(Front-end source files)
====

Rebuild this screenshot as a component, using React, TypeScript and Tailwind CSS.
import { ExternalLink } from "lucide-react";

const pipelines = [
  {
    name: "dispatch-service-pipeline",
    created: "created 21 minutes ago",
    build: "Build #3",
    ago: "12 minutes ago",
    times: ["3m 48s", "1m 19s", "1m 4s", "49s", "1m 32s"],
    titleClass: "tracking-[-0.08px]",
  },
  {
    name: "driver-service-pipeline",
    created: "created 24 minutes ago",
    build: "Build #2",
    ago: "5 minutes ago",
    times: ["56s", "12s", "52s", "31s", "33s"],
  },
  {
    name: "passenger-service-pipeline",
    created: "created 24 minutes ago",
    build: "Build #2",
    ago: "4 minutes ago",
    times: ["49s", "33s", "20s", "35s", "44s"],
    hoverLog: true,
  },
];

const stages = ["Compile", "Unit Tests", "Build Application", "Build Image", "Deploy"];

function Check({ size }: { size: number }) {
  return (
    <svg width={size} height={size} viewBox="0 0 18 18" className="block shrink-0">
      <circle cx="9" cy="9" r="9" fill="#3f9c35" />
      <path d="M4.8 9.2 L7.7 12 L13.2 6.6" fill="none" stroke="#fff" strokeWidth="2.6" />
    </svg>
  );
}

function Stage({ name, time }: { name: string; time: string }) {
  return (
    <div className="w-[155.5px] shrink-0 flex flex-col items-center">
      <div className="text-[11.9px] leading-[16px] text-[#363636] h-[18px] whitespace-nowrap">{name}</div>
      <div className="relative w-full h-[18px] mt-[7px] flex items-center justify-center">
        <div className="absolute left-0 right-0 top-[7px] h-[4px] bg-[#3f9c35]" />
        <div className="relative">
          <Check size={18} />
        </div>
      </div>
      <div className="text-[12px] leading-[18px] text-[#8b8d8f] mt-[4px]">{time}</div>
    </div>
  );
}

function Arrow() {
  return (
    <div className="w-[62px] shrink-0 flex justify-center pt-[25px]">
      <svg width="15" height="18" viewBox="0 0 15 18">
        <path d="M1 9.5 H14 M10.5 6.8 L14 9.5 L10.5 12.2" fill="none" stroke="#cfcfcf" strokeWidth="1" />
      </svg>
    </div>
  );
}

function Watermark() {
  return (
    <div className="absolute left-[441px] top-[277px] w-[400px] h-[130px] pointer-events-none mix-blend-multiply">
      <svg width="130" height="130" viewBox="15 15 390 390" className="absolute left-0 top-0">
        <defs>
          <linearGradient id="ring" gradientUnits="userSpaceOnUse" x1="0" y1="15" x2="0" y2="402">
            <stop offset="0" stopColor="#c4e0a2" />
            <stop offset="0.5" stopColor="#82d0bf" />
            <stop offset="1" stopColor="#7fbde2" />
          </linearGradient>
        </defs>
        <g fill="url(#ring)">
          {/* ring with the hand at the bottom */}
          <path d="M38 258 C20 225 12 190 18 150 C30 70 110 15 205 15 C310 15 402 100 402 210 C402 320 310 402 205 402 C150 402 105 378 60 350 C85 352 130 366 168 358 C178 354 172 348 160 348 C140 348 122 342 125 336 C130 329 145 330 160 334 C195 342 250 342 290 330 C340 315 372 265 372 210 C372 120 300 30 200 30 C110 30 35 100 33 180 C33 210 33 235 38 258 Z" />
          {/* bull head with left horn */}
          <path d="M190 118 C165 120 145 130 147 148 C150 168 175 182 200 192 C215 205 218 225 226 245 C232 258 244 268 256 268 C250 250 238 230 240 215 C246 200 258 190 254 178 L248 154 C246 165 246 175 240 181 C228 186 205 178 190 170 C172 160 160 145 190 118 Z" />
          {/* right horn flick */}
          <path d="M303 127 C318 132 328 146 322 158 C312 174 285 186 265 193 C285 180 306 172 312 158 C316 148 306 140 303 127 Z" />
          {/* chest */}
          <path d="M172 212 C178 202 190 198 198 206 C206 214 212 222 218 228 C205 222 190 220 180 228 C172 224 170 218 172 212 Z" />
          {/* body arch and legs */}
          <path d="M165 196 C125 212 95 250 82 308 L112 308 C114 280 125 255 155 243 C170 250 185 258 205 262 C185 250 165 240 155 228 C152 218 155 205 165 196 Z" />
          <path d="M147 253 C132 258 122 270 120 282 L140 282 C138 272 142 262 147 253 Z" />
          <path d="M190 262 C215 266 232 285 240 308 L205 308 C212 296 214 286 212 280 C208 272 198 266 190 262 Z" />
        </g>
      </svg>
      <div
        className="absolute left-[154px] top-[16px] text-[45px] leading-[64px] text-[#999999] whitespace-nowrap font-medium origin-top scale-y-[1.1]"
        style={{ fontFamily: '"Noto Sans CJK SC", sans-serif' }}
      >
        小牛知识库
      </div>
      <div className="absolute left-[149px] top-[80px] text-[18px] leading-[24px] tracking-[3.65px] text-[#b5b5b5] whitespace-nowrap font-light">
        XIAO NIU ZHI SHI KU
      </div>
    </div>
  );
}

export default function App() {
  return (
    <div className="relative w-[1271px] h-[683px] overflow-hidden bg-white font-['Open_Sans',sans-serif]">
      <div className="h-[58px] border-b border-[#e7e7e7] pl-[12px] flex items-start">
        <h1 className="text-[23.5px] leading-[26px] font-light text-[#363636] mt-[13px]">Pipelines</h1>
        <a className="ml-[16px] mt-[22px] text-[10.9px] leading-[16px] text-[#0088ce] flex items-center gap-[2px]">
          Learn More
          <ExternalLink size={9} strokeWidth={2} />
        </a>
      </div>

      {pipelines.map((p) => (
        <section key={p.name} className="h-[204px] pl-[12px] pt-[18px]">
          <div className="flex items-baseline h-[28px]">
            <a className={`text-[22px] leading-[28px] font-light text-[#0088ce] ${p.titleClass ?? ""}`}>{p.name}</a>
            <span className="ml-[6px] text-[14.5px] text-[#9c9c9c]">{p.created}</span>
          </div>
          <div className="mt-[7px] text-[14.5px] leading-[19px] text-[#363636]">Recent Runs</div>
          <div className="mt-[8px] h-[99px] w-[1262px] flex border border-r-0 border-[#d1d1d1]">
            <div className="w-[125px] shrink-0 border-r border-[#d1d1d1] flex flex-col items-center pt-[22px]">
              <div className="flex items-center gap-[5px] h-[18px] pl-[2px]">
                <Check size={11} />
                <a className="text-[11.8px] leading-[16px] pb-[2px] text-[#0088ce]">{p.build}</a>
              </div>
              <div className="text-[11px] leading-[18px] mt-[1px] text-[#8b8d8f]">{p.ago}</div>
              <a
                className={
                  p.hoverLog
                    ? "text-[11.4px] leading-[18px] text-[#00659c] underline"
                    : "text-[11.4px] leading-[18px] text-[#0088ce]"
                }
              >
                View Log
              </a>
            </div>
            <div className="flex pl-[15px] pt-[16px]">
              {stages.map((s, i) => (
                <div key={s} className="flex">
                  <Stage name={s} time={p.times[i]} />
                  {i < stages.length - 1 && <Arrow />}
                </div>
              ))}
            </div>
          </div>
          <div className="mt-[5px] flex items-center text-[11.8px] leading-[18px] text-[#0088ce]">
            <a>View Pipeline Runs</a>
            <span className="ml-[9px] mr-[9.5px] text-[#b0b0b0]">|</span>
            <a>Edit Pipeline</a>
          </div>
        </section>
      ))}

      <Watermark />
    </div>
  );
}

====

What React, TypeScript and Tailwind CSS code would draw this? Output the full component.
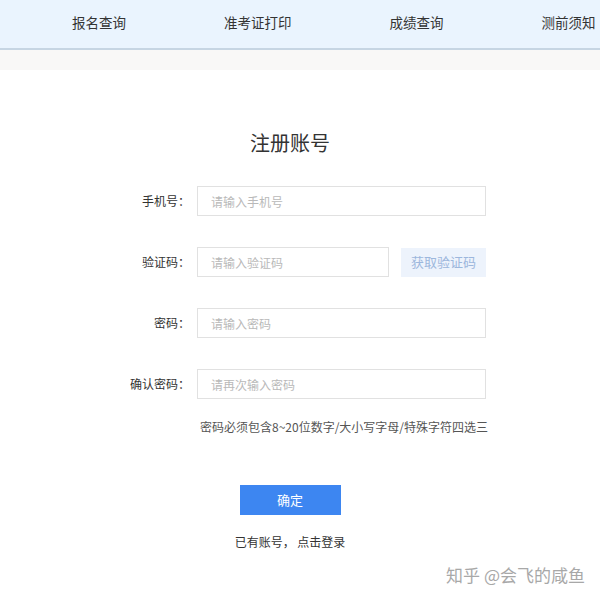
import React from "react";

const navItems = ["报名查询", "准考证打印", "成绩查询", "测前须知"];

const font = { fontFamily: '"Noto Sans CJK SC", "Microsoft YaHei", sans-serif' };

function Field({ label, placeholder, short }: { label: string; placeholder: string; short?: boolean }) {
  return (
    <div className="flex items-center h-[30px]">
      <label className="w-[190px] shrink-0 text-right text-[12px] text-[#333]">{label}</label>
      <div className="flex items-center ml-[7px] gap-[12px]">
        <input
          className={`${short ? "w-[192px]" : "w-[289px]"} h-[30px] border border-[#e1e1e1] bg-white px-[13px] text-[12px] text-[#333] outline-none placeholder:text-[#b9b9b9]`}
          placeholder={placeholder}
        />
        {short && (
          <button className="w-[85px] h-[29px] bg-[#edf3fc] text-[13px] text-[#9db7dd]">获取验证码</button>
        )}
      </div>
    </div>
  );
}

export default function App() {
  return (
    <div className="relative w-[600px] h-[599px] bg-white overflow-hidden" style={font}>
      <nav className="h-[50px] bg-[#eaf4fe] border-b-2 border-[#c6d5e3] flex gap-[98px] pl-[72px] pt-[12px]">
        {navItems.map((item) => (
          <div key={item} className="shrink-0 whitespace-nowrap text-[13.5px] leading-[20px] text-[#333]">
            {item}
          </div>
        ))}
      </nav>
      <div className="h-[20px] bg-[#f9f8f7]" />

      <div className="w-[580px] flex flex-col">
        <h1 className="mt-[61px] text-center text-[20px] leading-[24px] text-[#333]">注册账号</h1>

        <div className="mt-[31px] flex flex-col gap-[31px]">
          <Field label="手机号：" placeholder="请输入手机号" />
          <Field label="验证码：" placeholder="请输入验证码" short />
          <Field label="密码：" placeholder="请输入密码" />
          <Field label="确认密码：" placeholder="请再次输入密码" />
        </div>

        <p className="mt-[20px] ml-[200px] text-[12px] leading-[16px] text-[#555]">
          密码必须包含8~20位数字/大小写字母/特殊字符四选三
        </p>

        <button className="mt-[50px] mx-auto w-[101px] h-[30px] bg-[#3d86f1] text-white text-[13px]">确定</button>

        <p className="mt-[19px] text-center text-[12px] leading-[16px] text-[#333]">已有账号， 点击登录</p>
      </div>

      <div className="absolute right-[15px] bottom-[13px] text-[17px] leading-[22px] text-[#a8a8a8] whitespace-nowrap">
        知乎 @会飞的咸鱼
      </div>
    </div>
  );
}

====

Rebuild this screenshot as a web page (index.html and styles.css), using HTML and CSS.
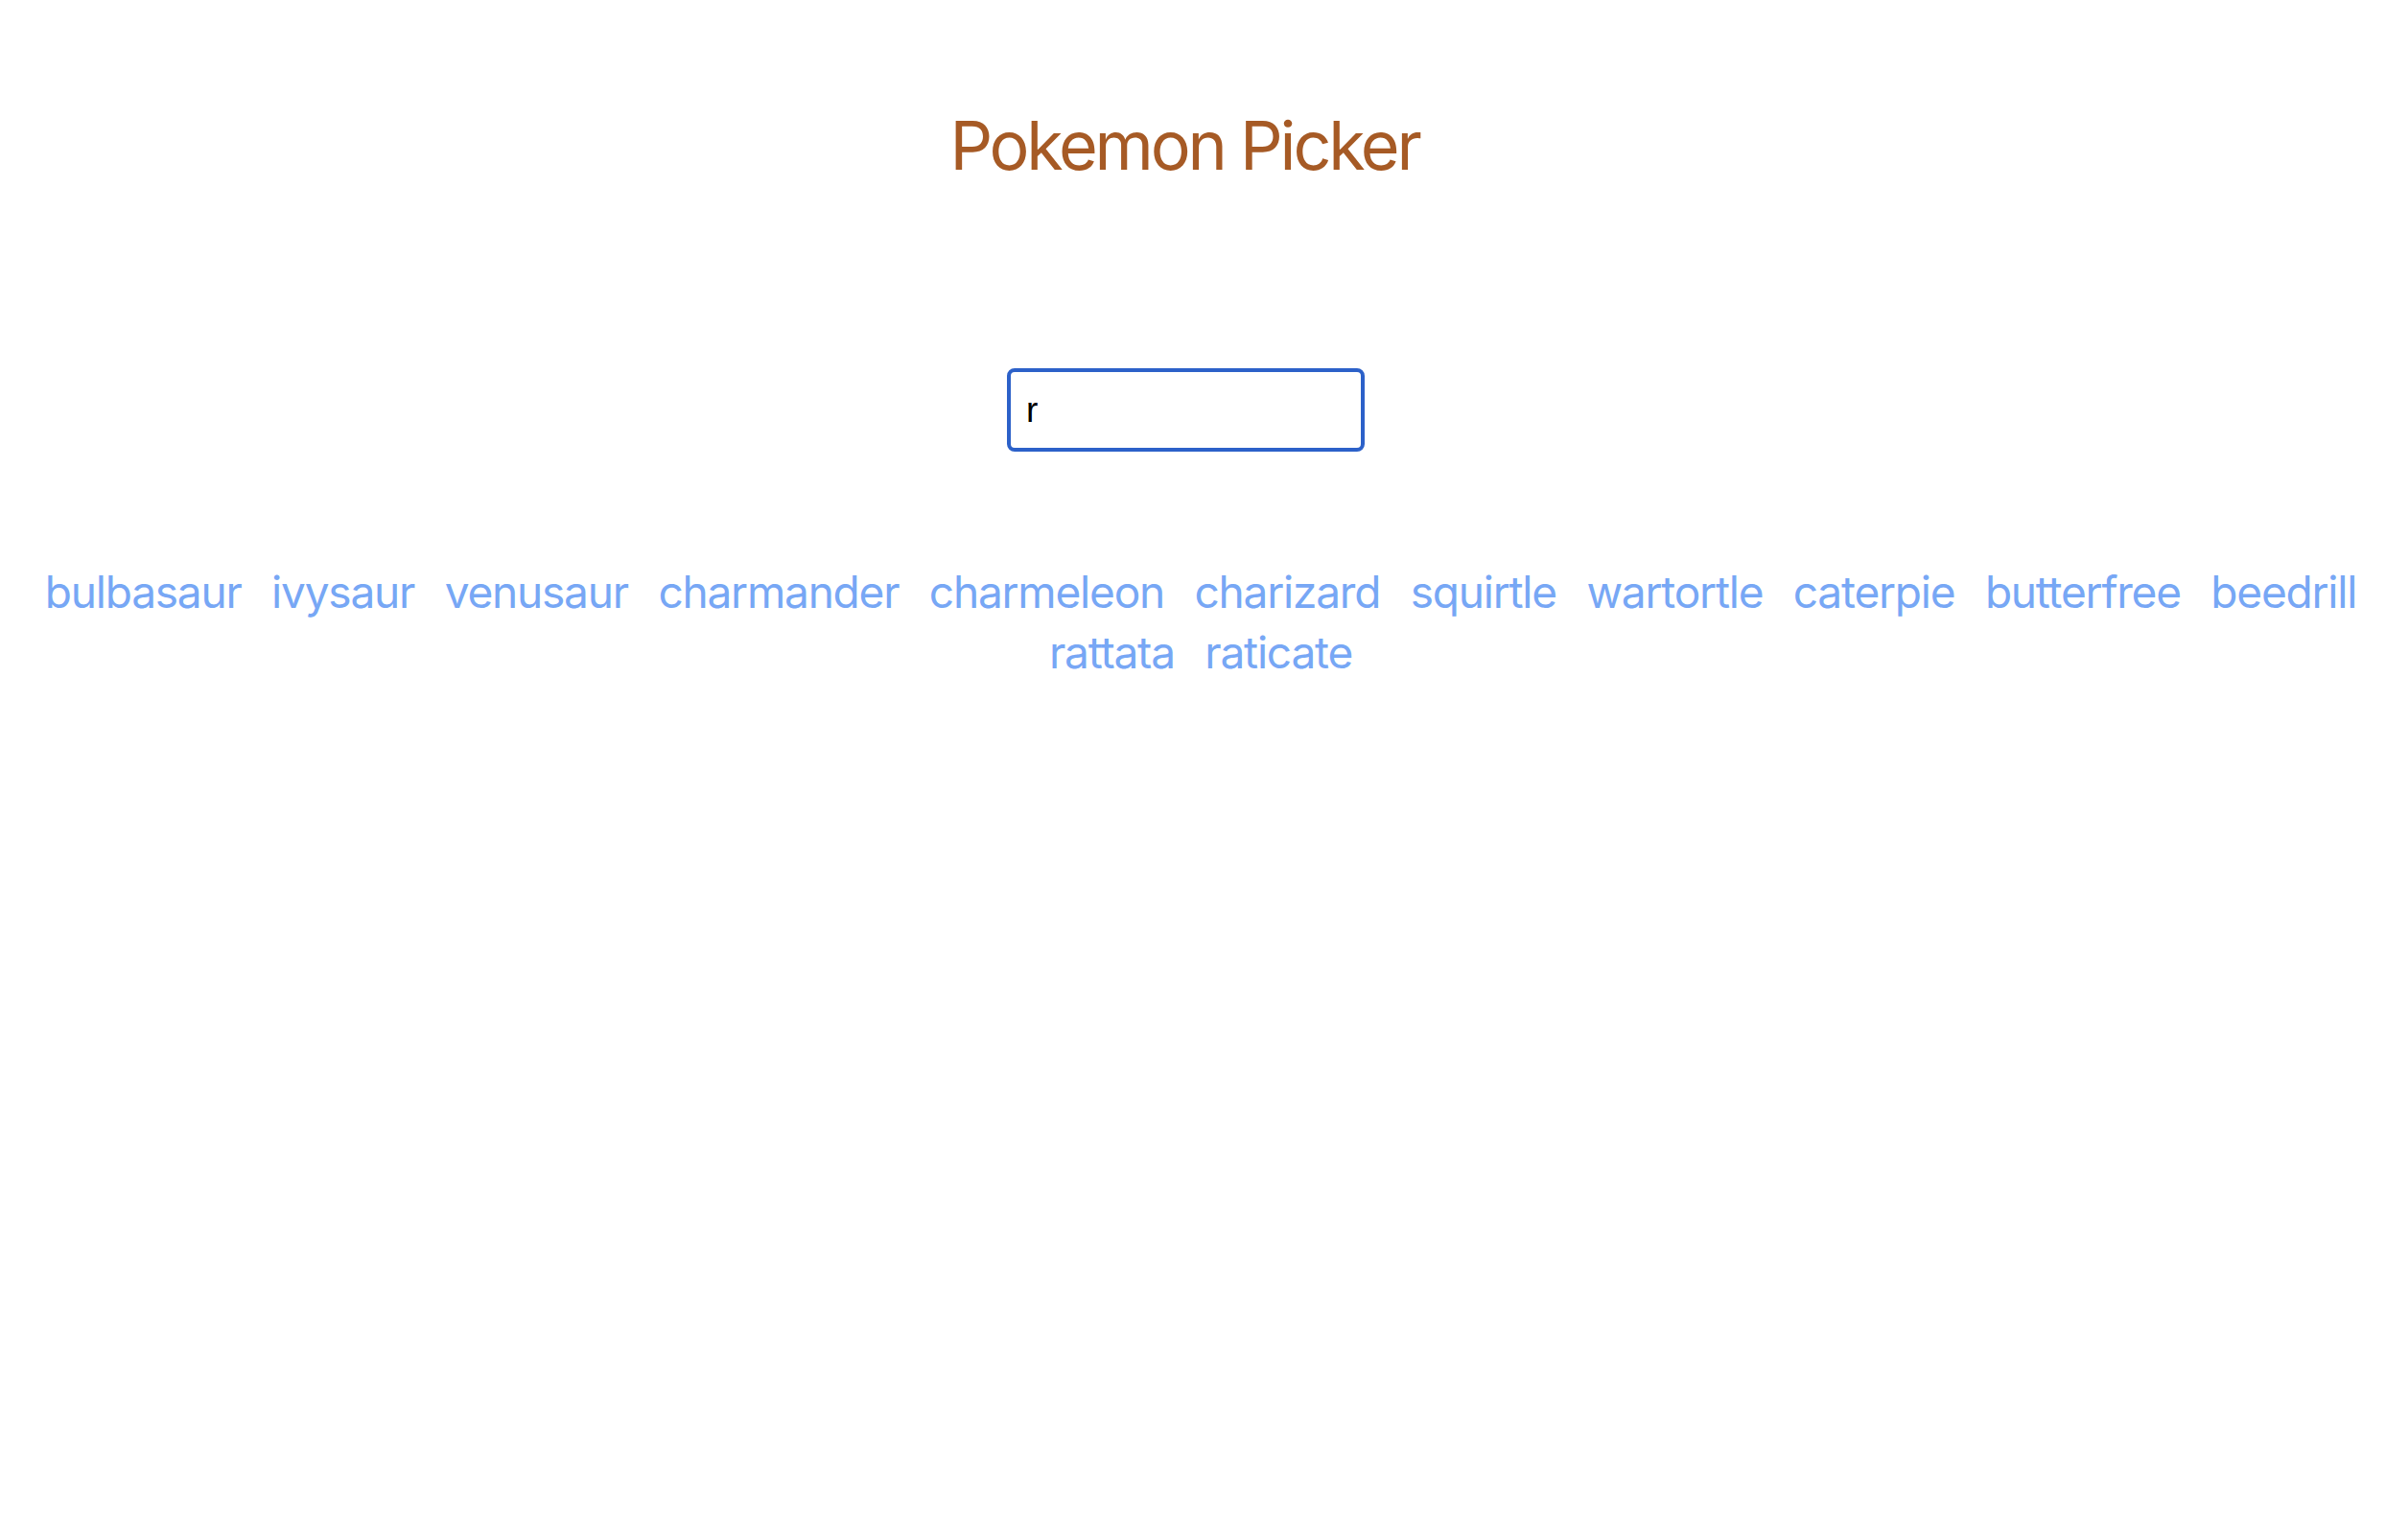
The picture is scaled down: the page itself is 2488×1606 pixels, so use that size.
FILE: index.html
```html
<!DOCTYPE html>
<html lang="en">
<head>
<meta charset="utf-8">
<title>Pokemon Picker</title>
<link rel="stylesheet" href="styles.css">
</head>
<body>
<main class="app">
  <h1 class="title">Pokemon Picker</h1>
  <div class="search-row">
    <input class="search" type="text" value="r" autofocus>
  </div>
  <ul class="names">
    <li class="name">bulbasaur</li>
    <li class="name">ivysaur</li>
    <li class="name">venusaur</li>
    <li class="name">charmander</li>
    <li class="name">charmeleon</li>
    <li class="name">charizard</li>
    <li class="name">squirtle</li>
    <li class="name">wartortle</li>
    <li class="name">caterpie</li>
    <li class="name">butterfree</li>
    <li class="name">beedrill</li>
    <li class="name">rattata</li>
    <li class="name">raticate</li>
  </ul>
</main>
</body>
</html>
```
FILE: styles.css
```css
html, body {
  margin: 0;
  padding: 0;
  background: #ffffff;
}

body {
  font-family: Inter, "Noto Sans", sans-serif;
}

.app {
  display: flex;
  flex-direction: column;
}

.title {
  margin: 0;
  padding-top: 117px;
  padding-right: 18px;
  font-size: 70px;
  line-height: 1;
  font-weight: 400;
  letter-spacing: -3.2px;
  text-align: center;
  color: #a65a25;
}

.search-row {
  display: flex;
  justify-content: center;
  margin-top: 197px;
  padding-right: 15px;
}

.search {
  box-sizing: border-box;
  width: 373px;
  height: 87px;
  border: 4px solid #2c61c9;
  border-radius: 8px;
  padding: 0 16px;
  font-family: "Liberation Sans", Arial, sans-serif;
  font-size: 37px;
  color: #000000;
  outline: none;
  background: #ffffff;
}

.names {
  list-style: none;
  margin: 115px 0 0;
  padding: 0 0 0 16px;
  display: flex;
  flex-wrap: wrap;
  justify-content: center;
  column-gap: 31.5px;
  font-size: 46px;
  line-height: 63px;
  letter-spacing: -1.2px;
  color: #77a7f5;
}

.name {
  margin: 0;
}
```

====

▶ [Challenge]
Copy each line above that contains the word "Rebuild".

▶ [Response for this exercise]
Rebuild this screenshot as a component, using React, TypeScript and Tailwind CSS.
Rebuild this screenshot as a web page (index.html and styles.css), using HTML and CSS.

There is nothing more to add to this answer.